_STATED GOAL_
Quote all of the data that follows exactly as written, skipping the images.

===== GIVEN DATA =====

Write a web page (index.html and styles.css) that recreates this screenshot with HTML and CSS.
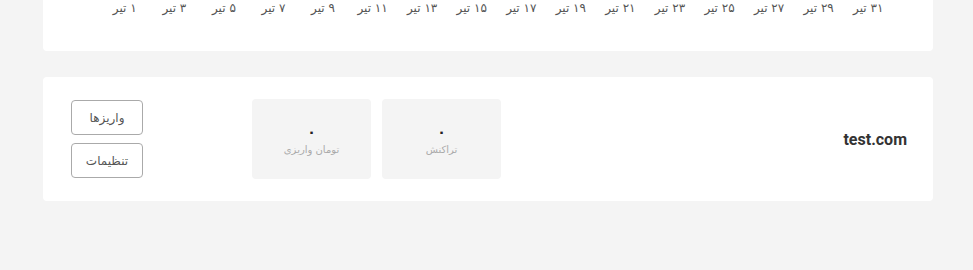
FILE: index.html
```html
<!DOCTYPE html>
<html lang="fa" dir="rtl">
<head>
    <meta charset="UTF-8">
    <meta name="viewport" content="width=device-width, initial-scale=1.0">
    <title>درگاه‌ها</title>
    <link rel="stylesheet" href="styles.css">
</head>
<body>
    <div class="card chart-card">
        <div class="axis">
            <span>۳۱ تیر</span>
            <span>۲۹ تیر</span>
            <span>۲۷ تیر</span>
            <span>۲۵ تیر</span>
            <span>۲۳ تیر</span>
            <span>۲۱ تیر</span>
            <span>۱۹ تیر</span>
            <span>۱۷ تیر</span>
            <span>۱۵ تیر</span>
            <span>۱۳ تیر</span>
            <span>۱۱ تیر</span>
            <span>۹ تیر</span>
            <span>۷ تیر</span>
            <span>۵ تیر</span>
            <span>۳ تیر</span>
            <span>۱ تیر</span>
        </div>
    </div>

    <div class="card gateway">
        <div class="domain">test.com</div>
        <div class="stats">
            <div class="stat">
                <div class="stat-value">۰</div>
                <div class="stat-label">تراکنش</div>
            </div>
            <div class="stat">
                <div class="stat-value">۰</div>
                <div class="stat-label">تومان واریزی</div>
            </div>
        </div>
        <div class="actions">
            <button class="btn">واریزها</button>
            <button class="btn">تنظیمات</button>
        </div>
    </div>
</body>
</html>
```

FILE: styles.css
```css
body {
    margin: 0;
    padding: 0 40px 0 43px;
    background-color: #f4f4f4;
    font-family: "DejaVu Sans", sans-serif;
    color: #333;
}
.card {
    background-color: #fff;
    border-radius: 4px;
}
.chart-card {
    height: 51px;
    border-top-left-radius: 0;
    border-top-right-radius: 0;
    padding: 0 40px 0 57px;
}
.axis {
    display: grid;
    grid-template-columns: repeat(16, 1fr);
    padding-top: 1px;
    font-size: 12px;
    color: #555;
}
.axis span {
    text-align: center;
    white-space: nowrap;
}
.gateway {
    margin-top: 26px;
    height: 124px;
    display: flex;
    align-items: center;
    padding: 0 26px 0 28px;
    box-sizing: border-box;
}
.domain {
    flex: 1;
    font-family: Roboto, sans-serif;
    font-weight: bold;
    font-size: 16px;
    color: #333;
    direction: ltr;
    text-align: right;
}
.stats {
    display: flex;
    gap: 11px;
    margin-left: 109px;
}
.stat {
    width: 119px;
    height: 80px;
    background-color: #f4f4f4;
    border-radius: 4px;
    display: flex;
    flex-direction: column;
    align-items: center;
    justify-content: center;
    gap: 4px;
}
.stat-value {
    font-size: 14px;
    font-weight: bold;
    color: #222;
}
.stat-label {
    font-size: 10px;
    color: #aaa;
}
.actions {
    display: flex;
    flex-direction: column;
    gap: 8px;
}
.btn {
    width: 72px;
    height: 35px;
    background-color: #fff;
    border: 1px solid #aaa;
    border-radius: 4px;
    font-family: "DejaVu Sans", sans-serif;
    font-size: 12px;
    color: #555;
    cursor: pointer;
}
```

=====

_THE RESULT_
Write a web page (index.html and styles.css) that recreates this screenshot with HTML and CSS.
FILE: index.html
```html
<!DOCTYPE html>
<html lang="fa" dir="rtl">
<head>
    <meta charset="UTF-8">
    <meta name="viewport" content="width=device-width, initial-scale=1.0">
    <title>درگاه‌ها</title>
    <link rel="stylesheet" href="styles.css">
</head>
<body>
    <div class="card chart-card">
        <div class="axis">
            <span>۳۱ تیر</span>
            <span>۲۹ تیر</span>
            <span>۲۷ تیر</span>
            <span>۲۵ تیر</span>
            <span>۲۳ تیر</span>
            <span>۲۱ تیر</span>
            <span>۱۹ تیر</span>
            <span>۱۷ تیر</span>
            <span>۱۵ تیر</span>
            <span>۱۳ تیر</span>
            <span>۱۱ تیر</span>
            <span>۹ تیر</span>
            <span>۷ تیر</span>
            <span>۵ تیر</span>
            <span>۳ تیر</span>
            <span>۱ تیر</span>
        </div>
    </div>

    <div class="card gateway">
        <div class="domain">test.com</div>
        <div class="stats">
            <div class="stat">
                <div class="stat-value">۰</div>
                <div class="stat-label">تراکنش</div>
            </div>
            <div class="stat">
                <div class="stat-value">۰</div>
                <div class="stat-label">تومان واریزی</div>
            </div>
        </div>
        <div class="actions">
            <button class="btn">واریزها</button>
            <button class="btn">تنظیمات</button>
        </div>
    </div>
</body>
</html>
```

FILE: styles.css
```css
body {
    margin: 0;
    padding: 0 40px 0 43px;
    background-color: #f4f4f4;
    font-family: "DejaVu Sans", sans-serif;
    color: #333;
}
.card {
    background-color: #fff;
    border-radius: 4px;
}
.chart-card {
    height: 51px;
    border-top-left-radius: 0;
    border-top-right-radius: 0;
    padding: 0 40px 0 57px;
}
.axis {
    display: grid;
    grid-template-columns: repeat(16, 1fr);
    padding-top: 1px;
    font-size: 12px;
    color: #555;
}
.axis span {
    text-align: center;
    white-space: nowrap;
}
.gateway {
    margin-top: 26px;
    height: 124px;
    display: flex;
    align-items: center;
    padding: 0 26px 0 28px;
    box-sizing: border-box;
}
.domain {
    flex: 1;
    font-family: Roboto, sans-serif;
    font-weight: bold;
    font-size: 16px;
    color: #333;
    direction: ltr;
    text-align: right;
}
.stats {
    display: flex;
    gap: 11px;
    margin-left: 109px;
}
.stat {
    width: 119px;
    height: 80px;
    background-color: #f4f4f4;
    border-radius: 4px;
    display: flex;
    flex-direction: column;
    align-items: center;
    justify-content: center;
    gap: 4px;
}
.stat-value {
    font-size: 14px;
    font-weight: bold;
    color: #222;
}
.stat-label {
    font-size: 10px;
    color: #aaa;
}
.actions {
    display: flex;
    flex-direction: column;
    gap: 8px;
}
.btn {
    width: 72px;
    height: 35px;
    background-color: #fff;
    border: 1px solid #aaa;
    border-radius: 4px;
    font-family: "DejaVu Sans", sans-serif;
    font-size: 12px;
    color: #555;
    cursor: pointer;
}
```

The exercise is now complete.